Retype, word for word, the lines between the ones holding "Recreate this image as a component that uses React, TypeScript" and "import React from 'react';", inclusive; pictures stay out of the copy.
=-=-=
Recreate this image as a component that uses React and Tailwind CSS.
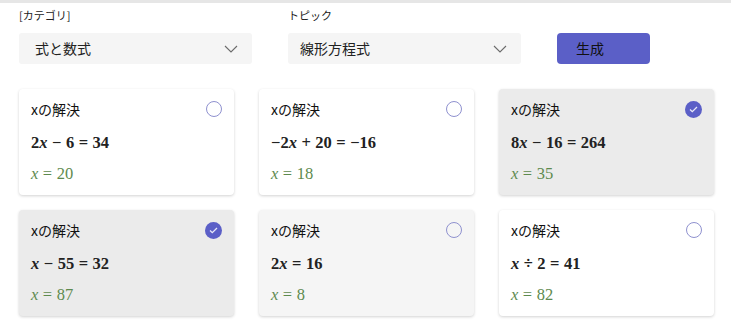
import React from "react";

const X = ({ bold }) => (
  <span className={"italic " + (bold ? "font-bold" : "")}>x</span>
);

const Op = ({ c }) => <span className="mx-[4.5px]">{c}</span>;

const cards = [
  { eq: [["n", "2"], ["x"], ["o", "−"], ["n", "6"], ["o", "="], ["n", "34"]], ans: "20", state: "none" },
  { eq: [["n", "−2"], ["x"], ["o", "+"], ["n", "20"], ["o", "="], ["n", "−16"]], ans: "18", state: "none" },
  { eq: [["n", "8"], ["x"], ["o", "−"], ["n", "16"], ["o", "="], ["n", "264"]], ans: "35", state: "checked" },
  { eq: [["x"], ["o", "−"], ["n", "55"], ["o", "="], ["n", "32"]], ans: "87", state: "checked" },
  { eq: [["n", "2"], ["x"], ["o", "="], ["n", "16"]], ans: "8", state: "hover" },
  { eq: [["x"], ["o", "÷"], ["n", "2"], ["o", "="], ["n", "41"]], ans: "82", state: "none" },
];

const Chevron = () => (
  <svg width="14" height="8" viewBox="0 0 14 8" fill="none">
    <path d="M1 1l6 6 6-6" stroke="#6b6b6b" strokeWidth="1.1" />
  </svg>
);

const Radio = ({ checked }) =>
  checked ? (
    <div className="w-[17px] h-[17px] rounded-full bg-[#5b5fc7] flex items-center justify-center">
      <svg width="9" height="7" viewBox="0 0 9 7" fill="none">
        <path d="M1 3.5l2.3 2.2L8 1" stroke="#e8e8f8" strokeWidth="1.3" />
      </svg>
    </div>
  ) : (
    <div className="w-[16px] h-[16px] rounded-full border-[1.5px] border-[#8f91cf]" />
  );

function Card({ c }) {
  const bg =
    c.state === "checked" ? "bg-[#ebebeb]" : c.state === "hover" ? "bg-[#f5f5f5]" : "bg-white";
  return (
    <div className={`${bg} rounded-[4px] h-[106px] shadow-[0_1px_3px_rgba(0,0,0,0.18)] pl-[12px] pr-[12px] pt-[10px] flex flex-col`}>
      <div className="flex items-center justify-between h-[20px]">
        <span className="text-[14px] text-[#111]" style={{ fontFamily: '"Noto Sans CJK JP", sans-serif' }}>
          xの解決
        </span>
        <Radio checked={c.state === "checked"} />
      </div>
      <div
        className="mt-[13px] text-[16.5px] font-bold text-[#222] leading-[22px]"
        style={{ fontFamily: '"Liberation Serif", serif' }}
      >
        {c.eq.map((t, i) =>
          t[0] === "x" ? <X key={i} bold /> : t[0] === "o" ? <Op key={i} c={t[1]} /> : <span key={i}>{t[1]}</span>
        )}
      </div>
      <div
        className="mt-[9px] text-[16.5px] text-[#5e8a4e] leading-[22px]"
        style={{ fontFamily: '"Liberation Serif", serif' }}
      >
        <X />
        <Op c="=" />
        <span>{c.ans}</span>
      </div>
    </div>
  );
}

export default function App() {
  return (
    <div className="w-[731px] h-[323px] bg-white border-t-[3px] border-[#e6e6e6] overflow-hidden" style={{ fontFamily: '"Noto Sans CJK JP", sans-serif' }}>
      <div className="pl-[19px] pt-[3px] flex items-start">
        <div className="w-[233px]">
          <div className="text-[11px] leading-[18px] text-[#222]">[カテゴリ]</div>
          <div className="mt-[9px] h-[31px] bg-[#f5f5f5] rounded-[3px] flex items-center justify-between pl-[16px] pr-[14px]">
            <span className="text-[14px] text-[#222]">式と数式</span>
            <Chevron />
          </div>
        </div>
        <div className="w-[233px] ml-[36px]">
          <div className="text-[11px] leading-[18px] text-[#222]">トピック</div>
          <div className="mt-[9px] h-[31px] bg-[#f5f5f5] rounded-[3px] flex items-center justify-between pl-[12px] pr-[14px]">
            <span className="text-[14px] text-[#222]">線形方程式</span>
            <Chevron />
          </div>
        </div>
        <div className="ml-[36px] mt-[27px] w-[93px] h-[31px] bg-[#5b5fc7] rounded-[4px] flex items-center pl-[19px]">
          <span className="text-[14px] text-[#111]">生成</span>
        </div>
      </div>
      <div className="ml-[19px] mt-[25px] w-[695px] grid grid-cols-3 gap-x-[25px] gap-y-[15px]">
        {cards.map((c, i) => (
          <Card key={i} c={c} />
        ))}
      </div>
    </div>
  );
}
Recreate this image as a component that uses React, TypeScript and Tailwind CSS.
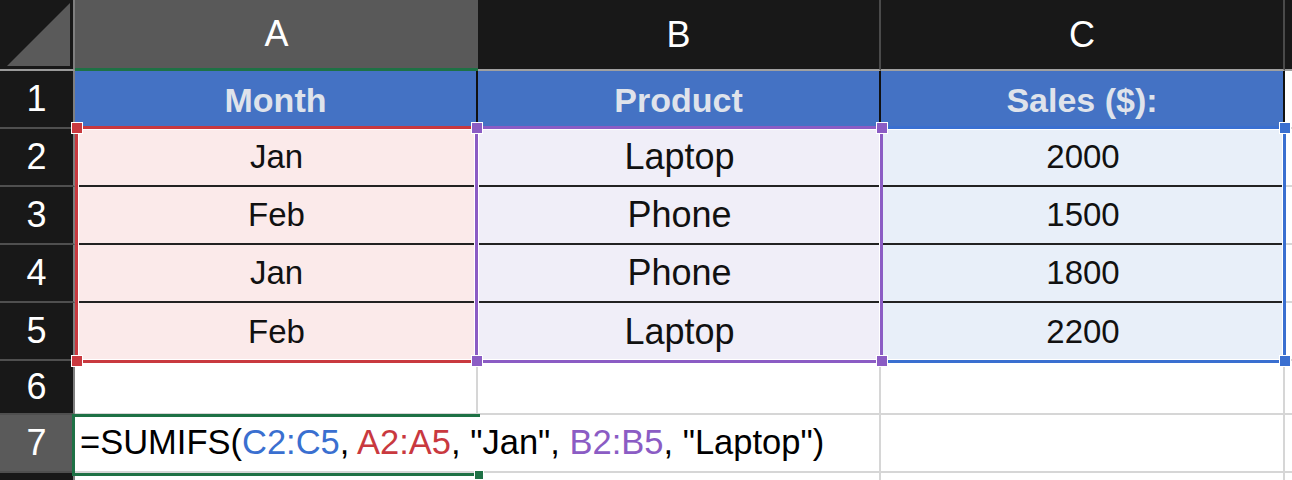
import React from 'react';

const COL = ['col-start-1', 'col-start-2', 'col-start-3', 'col-start-4', 'col-start-5'];
const ROW = [
  'row-start-1',
  'row-start-2',
  'row-start-3',
  'row-start-4',
  'row-start-5',
  'row-start-6',
  'row-start-7',
  'row-start-8',
  'row-start-9',
];

const data = [
  ['Jan', 'Laptop', '2000'],
  ['Feb', 'Phone', '1500'],
  ['Jan', 'Phone', '1800'],
  ['Feb', 'Laptop', '2200'],
];

const tints = ['bg-[#fbeaea]', 'bg-[#f0eef8]', 'bg-[#e8eff9]'];
const dataFont = ['text-[33px]', 'text-[36px]', 'text-[33px]'];

const Cell: React.FC<{ c: number; r: number; className?: string; children?: React.ReactNode }> = ({
  c,
  r,
  className = '',
  children,
}) => <div className={`${COL[c]} ${ROW[r]} ${className}`}>{children}</div>;

const Handle: React.FC<{ pos: string; color: string }> = ({ pos, color }) => (
  <span className={`absolute w-[12px] h-[12px] border-[1.5px] border-white ${color} ${pos}`} />
);

export default function App() {
  const rowHead = 'bg-[#181818] border-r-2 border-r-[#7f7f7f] border-b-2 border-b-[#4f4f4f] text-white text-[36px] flex items-center justify-center';
  const light = 'bg-white border-[#d6d6d6]';

  return (
    <div className="w-[1292px] h-[480px] overflow-hidden bg-white font-['Liberation_Sans',Arial,sans-serif]">
      <div className="grid grid-cols-[75px_403px_403px_404px_7px] grid-rows-[71px_58px_58px_58px_58px_58px_54px_58px_7px]">
        {/* column headers */}
        <Cell c={0} r={0} className="bg-[#181818] border-r-2 border-r-[#7f7f7f] border-b-2 border-b-[#9a9a9a]">
          <svg width="73" height="69" viewBox="0 0 73 69">
            <polygon points="70,3 70,66 7,66" fill="#5a5a5a" />
          </svg>
        </Cell>
        <Cell c={1} r={0} className="bg-[#595959] border-b-[3px] border-b-[#1e7145] text-white text-[36px] flex items-center justify-center">
          A
        </Cell>
        <Cell c={2} r={0} className="bg-[#181818] border-r-2 border-r-[#4a4a4a] border-b-2 border-b-[#a0a0a0] text-white text-[36px] flex items-center justify-center">
          B
        </Cell>
        <Cell c={3} r={0} className="bg-[#181818] border-r-2 border-r-[#4a4a4a] border-b-2 border-b-[#a0a0a0] text-white text-[36px] flex items-center justify-center">
          C
        </Cell>
        <Cell c={4} r={0} className="bg-[#181818] border-b-2 border-b-[#a0a0a0]" />

        {/* row headers */}
        {['1', '2', '3', '4', '5', '6'].map((n, i) => (
          <Cell key={n} c={0} r={i + 1} className={rowHead}>
            {n}
          </Cell>
        ))}
        <Cell c={0} r={7} className="bg-[#5a5a5a] border-r-2 border-r-[#7f7f7f] border-b-2 border-b-[#4f4f4f] text-white text-[36px] flex items-center justify-center">
          7
        </Cell>
        <Cell c={0} r={8} className="bg-[#181818] border-r-2 border-r-[#7f7f7f]" />

        {/* row 1: table header */}
        {['Month', 'Product', 'Sales ($):'].map((h, i) => (
          <Cell
            key={h}
            c={i + 1}
            r={1}
            className="bg-[#4472c4] border-r-2 border-r-[#111] text-[#dfe3eb] font-bold text-[34px] flex items-center justify-center"
          >
            {h}
          </Cell>
        ))}
        <Cell c={4} r={1} className={`${light} border-b-2`} />

        {/* rows 2-5 */}
        {data.map((row, ri) => (
          <React.Fragment key={ri}>
            {row.map((v, ci) => (
              <Cell
                key={ci}
                c={ci + 1}
                r={ri + 2}
                className={`${tints[ci]} ${ri < 3 ? 'border-b-2 border-b-[#222]' : ''} text-[#111] ${dataFont[ci]} flex items-center justify-center`}
              >
                {v}
              </Cell>
            ))}
            <Cell c={4} r={ri + 2} className={`${light} border-b-2`} />
          </React.Fragment>
        ))}

        {/* row 6 */}
        <Cell c={1} r={6} className={`${light} border-r-2 border-b-2`} />
        <Cell c={2} r={6} className={`${light} border-r-2 border-b-2`} />
        <Cell c={3} r={6} className={`${light} border-r-2 border-b-2`} />
        <Cell c={4} r={6} className={`${light} border-b-2`} />

        {/* row 7 */}
        <Cell c={2} r={7} className={`${light} border-r-2 border-b-2`} />
        <Cell c={3} r={7} className={`${light} border-r-2 border-b-2`} />
        <Cell c={4} r={7} className={`${light} border-b-2`} />
        <Cell c={1} r={7} className="relative z-10 border-b-2 border-[#d6d6d6] flex items-center pl-[5px] whitespace-nowrap text-[34.5px] text-black">
          <span>
            =SUMIFS(<span className="text-[#3a6fd0]">C2:C5</span>, <span className="text-[#c9393f]">A2:A5</span>, "Jan",{' '}
            <span className="text-[#8b5cc4]">B2:B5</span>, "Laptop")
          </span>
        </Cell>

        {/* row 8 (cut off) */}
        <Cell c={1} r={8} className={`${light} border-r-2`} />
        <Cell c={2} r={8} className={`${light} border-r-2`} />
        <Cell c={3} r={8} className={`${light} border-r-2`} />
        <Cell c={4} r={8} className="bg-white" />

        {/* range highlights */}
        <div className="col-start-2 row-start-3 row-span-4 -mt-[3px] -mb-[2px] relative border-[3px] border-[#c9393f] shadow-[inset_0_0_0_1px_white]">
          <Handle pos="-left-[7.5px] -top-[7px]" color="bg-[#c9393f]" />
          <Handle pos="-left-[7.5px] -bottom-[7px]" color="bg-[#c9393f]" />
        </div>
        <div className="col-start-4 row-start-3 row-span-4 -mt-[3px] -mb-[2px] -ml-[2px] -mr-[1px] relative border-[3px] border-[#3a6fd0] shadow-[inset_0_0_0_1px_white]">
          <Handle pos="-right-[7.5px] -top-[7px]" color="bg-[#3a6fd0]" />
          <Handle pos="-right-[7.5px] -bottom-[7px]" color="bg-[#3a6fd0]" />
        </div>
        <div className="col-start-3 row-start-3 row-span-4 -mt-[3px] -mb-[2px] -ml-[3px] -mr-[2px] relative border-[3px] border-[#8b5cc4] shadow-[inset_0_0_0_1px_white]">
          <Handle pos="-left-[7.5px] -top-[7px]" color="bg-[#8b5cc4]" />
          <Handle pos="-right-[7.5px] -top-[7px]" color="bg-[#8b5cc4]" />
          <Handle pos="-left-[7.5px] -bottom-[7px]" color="bg-[#8b5cc4]" />
          <Handle pos="-right-[7.5px] -bottom-[7px]" color="bg-[#8b5cc4]" />
        </div>

        {/* active cell A7 */}
        <div className="col-start-2 row-start-8 -mt-[1px] -mb-[3px] -ml-[3px] -mr-[2px] relative z-20 border-t-[3px] border-l-[3px] border-b-[3px] border-[#1e7145]">
          <span className="absolute -right-[4px] -bottom-[7px] w-[10px] h-[10px] bg-[#1e7145] border border-white" />
        </div>
      </div>
    </div>
  );
}
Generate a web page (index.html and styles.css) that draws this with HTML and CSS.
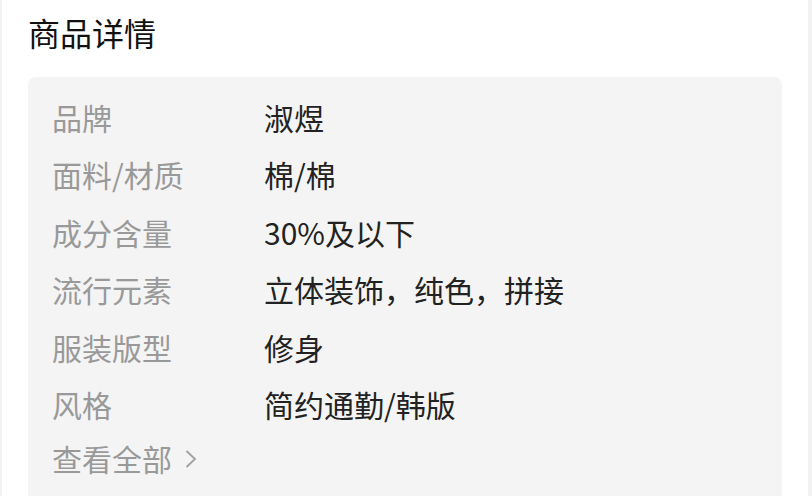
=-=-=
**Complete response**:
Recreate this image as a component that uses React, TypeScript and Tailwind CSS.
import React from 'react';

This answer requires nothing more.